Lulusan dari AMS kemudian dapat melanjutkan ke sekolah tinggi kedokteran yang bernama School tot Opleiding van Indische Artsen (STOVIA) yang dikenal sebagai Sekolah Dokter Jawa di Kwitang yang kemudian berubah nama menjadi Geeneskundig Hoge School di Salemba. Kemudian ada pula sekolah-sekolah tinggi lain seperti Recht Hoge School yang kemudian menjadi cikal bakal Fakultas-Fakultas yang ada di Universitas Indonesia.
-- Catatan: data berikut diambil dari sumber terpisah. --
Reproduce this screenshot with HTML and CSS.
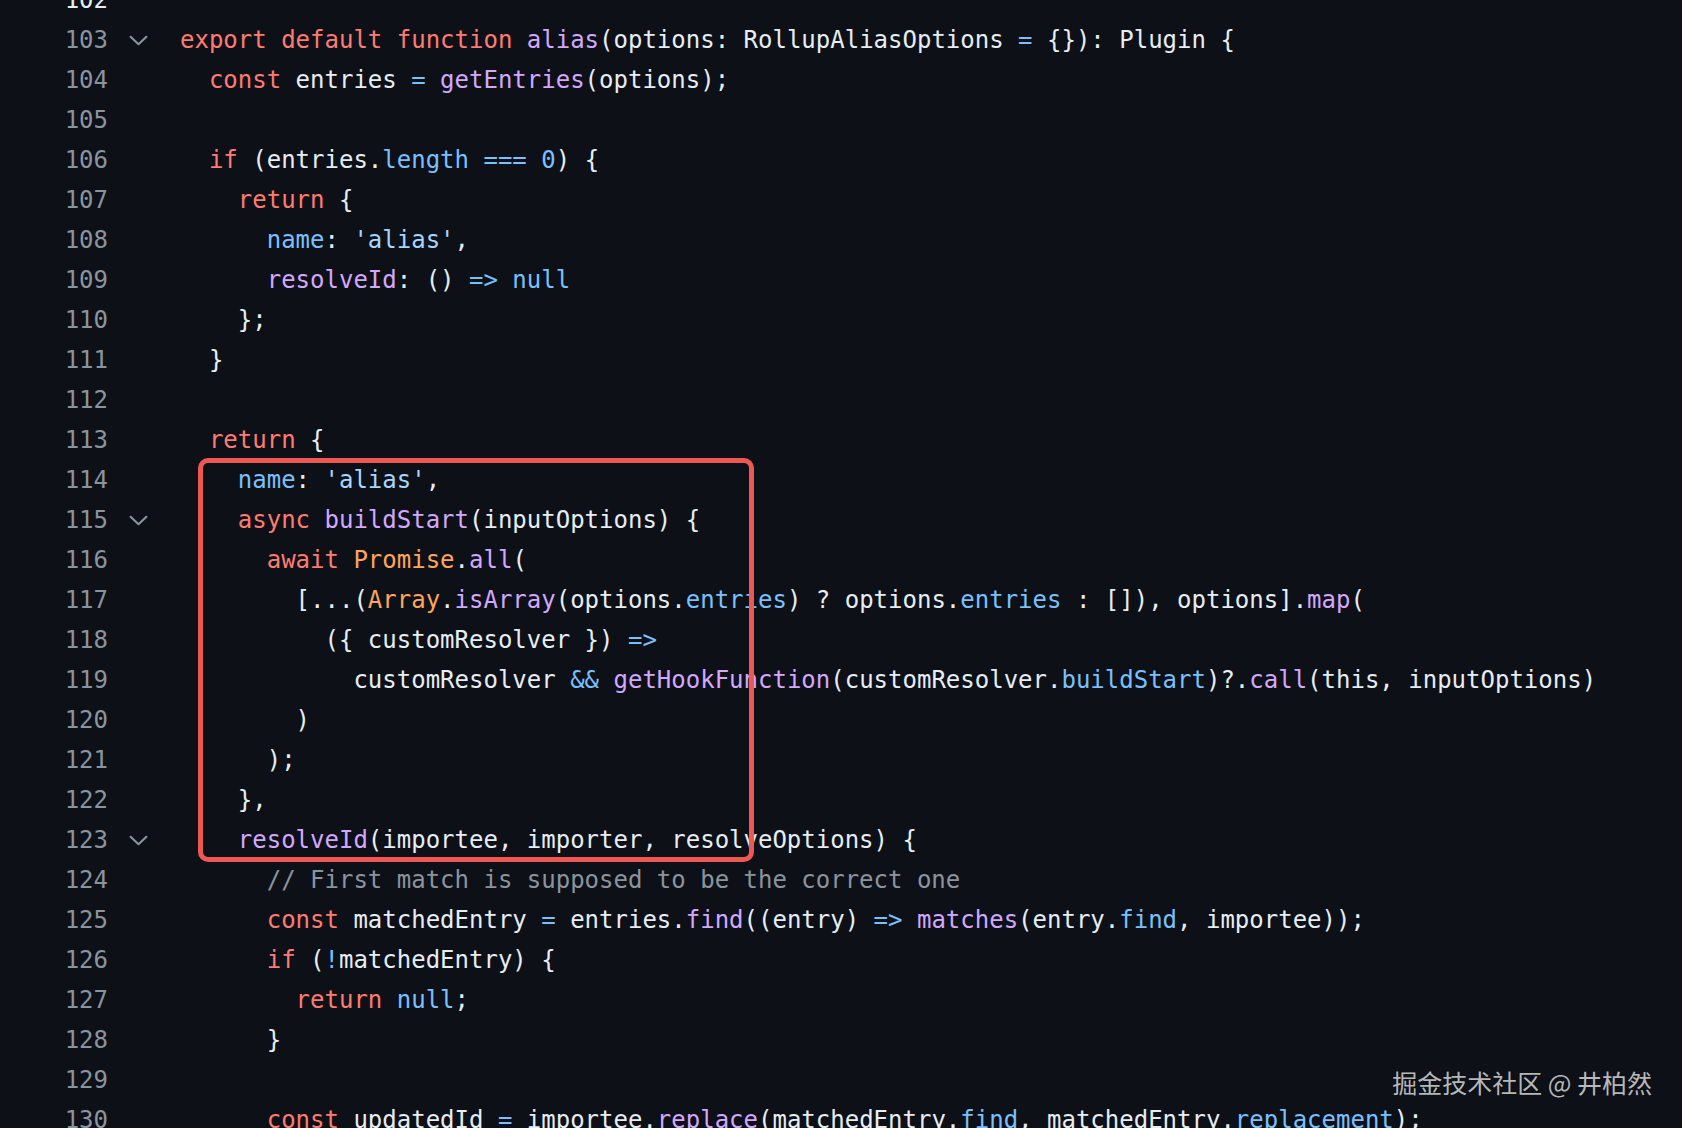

Setelah itu Landbouw School di Bogor yang kemudian berubah nama menjadi Institut Pertanian Bogor (IPB), dan ada pula Technik Hoge School di bandung yang sekarang berubah nama menjadi Institut Teknologi Bandung (ITB).
Jika mengacu pada kurikulum yang diterapkan pada masa kepemimpinan pemerintahan Belanda. Pihak  pemerintahan Belanda menekankan pada misi penyebaran agama Nasrani. Meskipun demikian, pendidikan pada masa penjajahan Belanda juga mengajarkan tentang Bahasa Belanda, membaca, menulis, berhitung, dan pengetahuan umum. Bahasa pengantar yang digunakan pada masa pemerintahan Belanda adalah Bahasa Belanda. Namun, Belanda masih mengizinkan penggunaan bahasa Melayu pada beberapa jenjang pendidikan termasuk interaksi sehari-hari masyarakat Indonesia pada saat itu.Â
Di zaman penjajahan Belanda, kualitas guru memang menjadi perhatian utama bagi pemerintahan Belanda. Walaupun, upah atau gaji yang dibayarkan memang tidak sesuai harapan dari para guru yang berasal dari kelas rakyat pribumi pada saat  itu, Untuk dapat menjadi pengajar di bebeapa jenjang pendidikan pada masa penjajahan Belanda, para calon guru harus menempuh pendidikan khusus guru agar nantinya dapat menjadi guru. Upah atau gaji yang dibayarkan juga menyesuaikan dengan asal tempat mereka menempuh pendidikan untuk menjadi guru. Pengajar yang berasal dari golongan rakyat pribumi memang dikenal berkualitas namun sayang, bayara upah atau gaji justru tak layak atau bahkan masih murah. Namun, itulah tujuan utama dari pihak Belanda yang menginginkan pegawai yang berkualitas namun tetap dengan bayaran upah yang murah.